Result Assessment Presenting three different ways to evaluate the quality of the dataset
With average sequencing depth of 14×, there must be a small number of TE loci lacking the corresponding chimeric reads spanning the breakpoints in these resequenced rice accessions. Through the survey of the TIPs profile, we observed that approximately 90% of the 60,743 TE loci have been detected in at least 2400 (80%) accessions (Figure 1 A), and the overall detection rate of TE loci was up to 93.1%, which was very close to the average genome coverage (94.0%) and mapping rates (92.5%) of the resequencing dataset. Furthermore, for 90% of all TE calls, there were at least 3 reads supporting the presence or absence of TE insertions (Figure 1 B), and the average number of supporting reads was 7.4 for each call. These results confirmed that our method possessed very high sensitivity and stability.
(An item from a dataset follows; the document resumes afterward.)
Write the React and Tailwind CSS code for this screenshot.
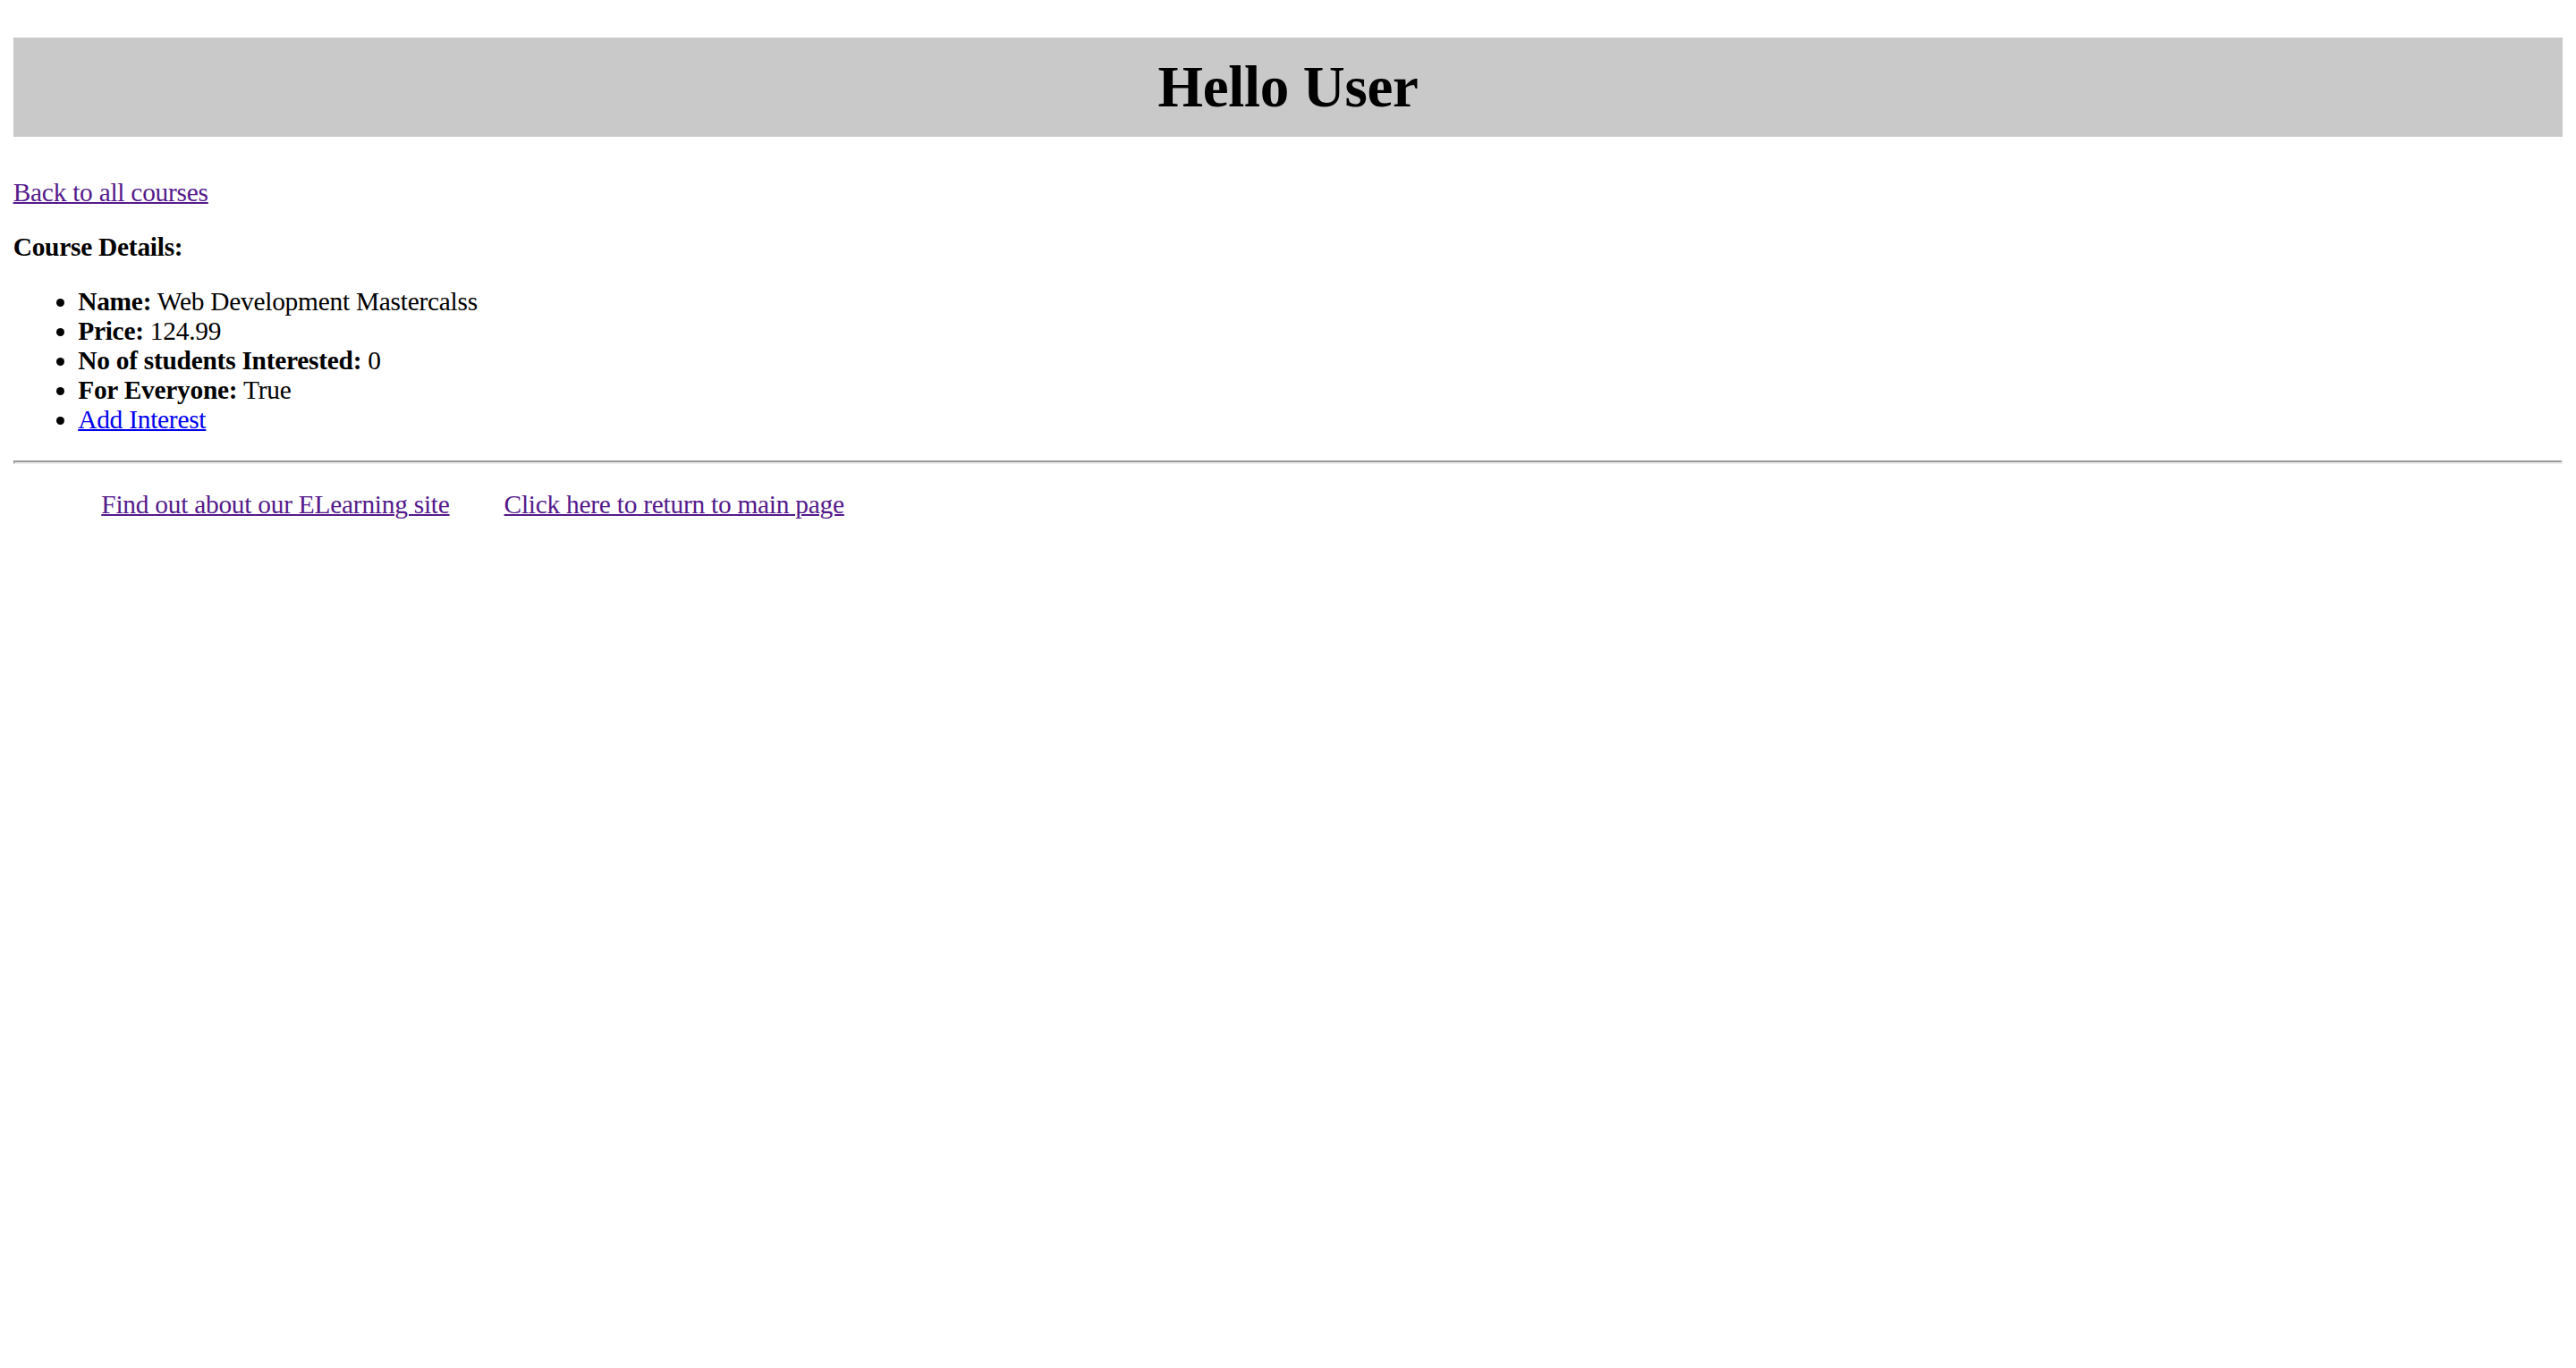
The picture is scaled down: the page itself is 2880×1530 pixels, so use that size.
import React from 'react';

const details = [
  { label: 'Name:', value: 'Web Development Mastercalss' },
  { label: 'Price:', value: '124.99' },
  { label: 'No of students Interested:', value: '0' },
  { label: 'For Everyone:', value: 'True' },
];

export default function App() {
  return (
    <div className="min-h-screen bg-white px-[14.7px] text-[29.4px] leading-[33px] tracking-[-0.25px] text-black font-['Liberation_Serif','Times_New_Roman',serif]">
      {/* Greeting banner */}
      <div className="mt-[42px] bg-[#c9c9c9] pt-[3px] pb-[2.4px] text-center">
        <h1 className="text-[65px] font-bold leading-[105.6px] tracking-[-0.3px]">Hello User</h1>
      </div>

      <p className="mt-[46px]">
        <a href="#" className="text-[#551a8b] underline decoration-2">
          Back to all courses
        </a>
      </p>

      <p className="mt-[27.6px] font-bold">Course Details:</p>

      <ul className="mt-[28px] list-disc pl-[72.5px]">
        {details.map(item => (
          <li key={item.label}>
            <b className="font-bold">{item.label}</b> {item.value}
          </li>
        ))}
        <li>
          <a href="#" className="text-[#0000ee] underline decoration-2">
            Add Interest
          </a>
        </li>
      </ul>

      <hr className="mt-[29.4px] h-0 border-2 border-t-[#9a9a9a] border-l-[#9a9a9a] border-b-[#eeeeee] border-r-[#eeeeee]" />

      {/* Footer links */}
      <div className="mt-[28.6px] flex gap-[61px] pl-[98.6px]">
        <a href="#" className="text-[#551a8b] underline decoration-2">
          Find out about our ELearning site
        </a>
        <a href="#" className="text-[#551a8b] underline decoration-2">
          Click here to return to main page
        </a>
      </div>
    </div>
  );
}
In addition, we adopted the following three computational or experimental based strategies to evaluate the accuracy and reproducibility of our dataset:
(1) With the availability of Nipponbare and Minghui 63 reference genome assembly, we can determine whether TE insertion does occur at any given loci in these two accessions by scanning the assembled genome sequences, and then compare this result with that called out by NGS reads. As a result, the consistency of genotypes between the two datasets at 1,000 randomly selected loci were 98.8% and 97.9% in Nipponbare and Minghui63, respectively, indicating high accuracy of our method.
(2) In our dataset, 26,373 TE loci were detected simultaneously from the forward and reverse directions around the insertion sites (Figure 2). Since the result on either side of TE insertion represented independent detections of the corresponding TE insertion, we can evaluate the reproducibility of our method by calculating the concordance between the two results obtained from both ends. By comparing the presence/absence status of these TE loci in the 3,000 resequenced accessions, we revealed a nearly perfect concordance (99.9%) between the two results obtained from both ends of the same insertion sites, which implied excellent reproducibility of our method.
(3) To further confirm the reliability of our method, we first selected thirty-five TE loci identified from both forward and reverse directions around the insertions (Figure 3; Table S1), which were expected to possess intact copies and unique flanking sequences at both end. Then,their presence and absence were detected by PCR amplification in four rice varieties available in our lab. Except for two locus (the 14th and 32th in Figure 3, which failed to be amplified in the variety 9311 and Minghui63), all loci were successfully amplified in the four samples and produced specific bands with the expected size. With closer comparison of the genotypes from NGS reads to that from PCR detection, we found that the presence and absence status for all examined loci was consistent between the two results from different methods. Altogether, we could conclude that the method developed in this study was reliable to detect the presence and absence of TEs at the population level.